Using a child narrator reminds me of Emma Donoghue's Room which was also splendid. But Pea's narrative voice is just so beautiful and poetic, you want to read really slowly and savor the words. It is very hard to even try do this novel justice. It is pure and unadulterated beauty. You have to read it. Here are some quotes just to give you an idea:

Pea on missing hugs: "When Papa was at home things were still OK. He hugged Maman all the time and there were girl-shaped spaces in between their elbows and tummies that I could squeeze into and join in the cuddle."

Pea on Maman's fragile happiness: "I pass [the jam] over, carefully, frightened of breaking her smile."

Pea on blow kisses: "A blown kiss is not a proper kiss. Hugs and kisses should be hugs and kisses, not breaths of air. I am tired of breaths of air and not enough hugs and kisses."

Pea on Claude: "Before the doorbell rings I hear the footsteps, a broken heartbeat on the paving stones, and I know that Claude is here."

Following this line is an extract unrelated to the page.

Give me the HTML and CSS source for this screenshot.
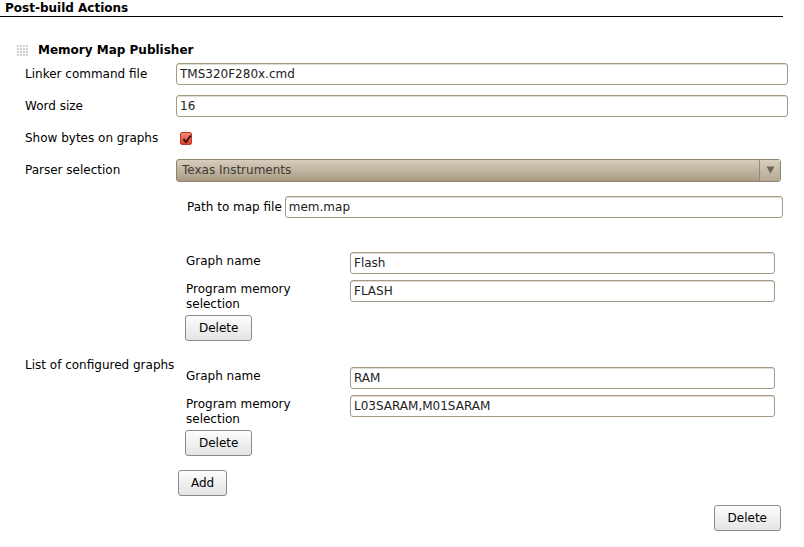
FILE: index.html
```html
<!DOCTYPE html>
<html>
<head>
<meta charset="utf-8">
<link rel="stylesheet" href="styles.css">
</head>
<body>
<div class="section-head">Post-build Actions</div>
<div class="publisher">
  <div class="pub-title">
    <span class="grip"></span>
    <span>Memory Map Publisher</span>
  </div>
  <div class="row">
    <div class="label">Linker command file</div>
    <div class="field"><input class="text" value="TMS320F280x.cmd"></div>
  </div>
  <div class="row">
    <div class="label">Word size</div>
    <div class="field"><input class="text" value="16"></div>
  </div>
  <div class="row">
    <div class="label">Show bytes on graphs</div>
    <div class="field"><span class="check"><svg width="12" height="12" viewBox="0 0 12 12"><path d="M2.5 6.2 L5 9 L9.8 2.5" fill="none" stroke="#3a0b05" stroke-width="1.8"/></svg></span></div>
  </div>
  <div class="row">
    <div class="label">Parser selection</div>
    <div class="field field-select">
      <div class="select"><span class="select-text">Texas Instruments</span><span class="select-btn"><svg width="9" height="8" viewBox="0 0 9 8"><path d="M0.5 0.5 H8.5 L4.5 7.5 Z" fill="#6b6459"/></svg></span></div>
    </div>
  </div>
  <div class="row row-sub">
    <div class="label"></div>
    <div class="field sub-path">
      <span class="sublabel">Path to map file</span>
      <input class="text" value="mem.map">
    </div>
  </div>
  <div class="row row-graphs">
    <div class="label label-graphs">List of configured graphs</div>
    <div class="field graphs">
      <div class="graph">
        <div class="graph-row">
          <div class="glabel">Graph name</div>
          <input class="text" value="Flash">
        </div>
        <div class="graph-row graph-row-prog">
          <div class="glabel">Program memory selection</div>
          <input class="text" value="FLASH">
        </div>
        <button class="btn">Delete</button>
      </div>
      <div class="graph">
        <div class="graph-row">
          <div class="glabel">Graph name</div>
          <input class="text" value="RAM">
        </div>
        <div class="graph-row graph-row-prog">
          <div class="glabel">Program memory selection</div>
          <input class="text" value="L03SARAM,M01SARAM">
        </div>
        <button class="btn">Delete</button>
      </div>
      <button class="btn btn-add">Add</button>
    </div>
  </div>
  <div class="bottom">
    <button class="btn">Delete</button>
  </div>
</div>
</body>
</html>
```
FILE: styles.css
```css
* { box-sizing: border-box; }
body {
  margin: 0;
  background: #fff;
  font-family: "DejaVu Sans", Verdana, sans-serif;
  font-size: 12px;
  color: #000;
}
.section-head {
  font-weight: bold;
  font-size: 12px;
  width: 783px;
  padding: 1px 0 1px 5px;
  line-height: 14px;
  border-bottom: 1px solid #000;
}
.publisher {
  padding: 23px 16px 0 0;
}
.pub-title {
  display: flex;
  align-items: center;
  font-weight: bold;
  height: 18px;
  padding-top: 2px;
  margin-left: 17px;
}
.grip {
  width: 12px;
  height: 12px;
  margin-right: 9px;
  background-image:
    linear-gradient(90deg, transparent 2px, #fff 2px),
    linear-gradient(0deg, transparent 2px, #fff 2px);
  background-size: 3px 3px;
  background-color: #cfcfcf;
}
.row {
  display: flex;
  align-items: center;
  height: 32px;
}
.label {
  width: 151px;
  flex: none;
  margin-left: 25px;
}
.field {
  flex: 1;
  display: flex;
  align-items: center;
}
.text {
  font-family: "DejaVu Sans", Verdana, sans-serif;
  font-size: 12px;
  height: 22px;
  width: 100%;
  border: 1px solid #a59a85;
  border-radius: 3px;
  padding: 0 3px;
  color: #222;
  background: #fff;
  outline: none;
  box-shadow: inset 0 1px 0 #e2dbcf;
}
.check {
  display: inline-block;
  width: 12px;
  height: 13px;
  margin-left: 4px;
  border-radius: 2px;
  background: linear-gradient(#f08a76, #de3f2b);
  border: 1px solid #c43a28;
}
.check svg { display: block; }
.field-select { padding-right: 7px; }
.select {
  flex: 1;
  height: 23px;
  display: flex;
  align-items: center;
  border: 1px solid #8e836f;
  border-radius: 3px;
  background: linear-gradient(#d6cdbd, #aa9c83);
  color: #3e3a34;
}
.select-text { flex: 1; padding-left: 5px; }
.select-btn {
  width: 21px;
  height: 100%;
  display: flex;
  align-items: center;
  justify-content: center;
  border-left: 1px solid #978b77;
  background: linear-gradient(#d8cfc0, #b5a891);
}
.row-sub {
  height: 22px;
  margin-top: 10px;
}
.sub-path {
  padding-left: 11px;
  padding-right: 5px;
}
.sublabel { margin-right: 3px; white-space: nowrap; }
.row-graphs {
  height: auto;
  align-items: flex-start;
  padding-top: 34px;
}
.label-graphs {
  margin-top: 106px;
  line-height: 14px;
}
.graphs {
  flex-direction: column;
  align-items: flex-start;
}
.graph {
  width: 100%;
  padding-left: 10px;
  padding-right: 13px;
  margin-bottom: 26px;
}
.graph-row {
  display: flex;
  align-items: flex-start;
  margin-bottom: 6px;
}
.graph-row-prog { margin-bottom: 3px; }
.glabel {
  width: 164px;
  padding-right: 44px;
  padding-top: 2px;
  flex: none;
  line-height: 15px;
}
.graph .btn { display: block; margin-left: -1px; }
.btn {
  font-family: "DejaVu Sans", Verdana, sans-serif;
  font-size: 12px;
  height: 26px;
  padding: 0 13px;
  border: 1px solid #8c8c8c;
  border-radius: 3px;
  background: linear-gradient(#fdfdfd, #e4e4e4);
  color: #000;
}
.graph:nth-of-type(2) { margin-bottom: 14px; }
.btn-add {
  margin-left: 2px;
  padding: 0 12px;
}
.bottom {
  display: flex;
  justify-content: flex-end;
  padding-right: 7px;
  margin-top: 9px;
}
```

Pea is wiser than her years. Her narrative attests to an understanding way beyond words spoken. Between the two of them, Margot is the clever and the brave one, but when Pea is with her, she is also brave. Whenever Claude or anyone else is around, Margot fades into the background.

The novel deals with big themes of grief, love and death. It is so powerful to see these themes through a child's eyes, to try to make sense of all these complex emotions through the seeming simplicity of a child's brain. I think Pea truly has a message that adults can learn from, and every reader will take something different back from reading it.

The Night Rainbow is a breath of fresh air. The cover works perfectly with the book, and once I understood a bit more of what was going on, it made even more sense. I want to keep this book in my heart forever. Pea will certainly stay with me. I hope you take the time out to get to know her also.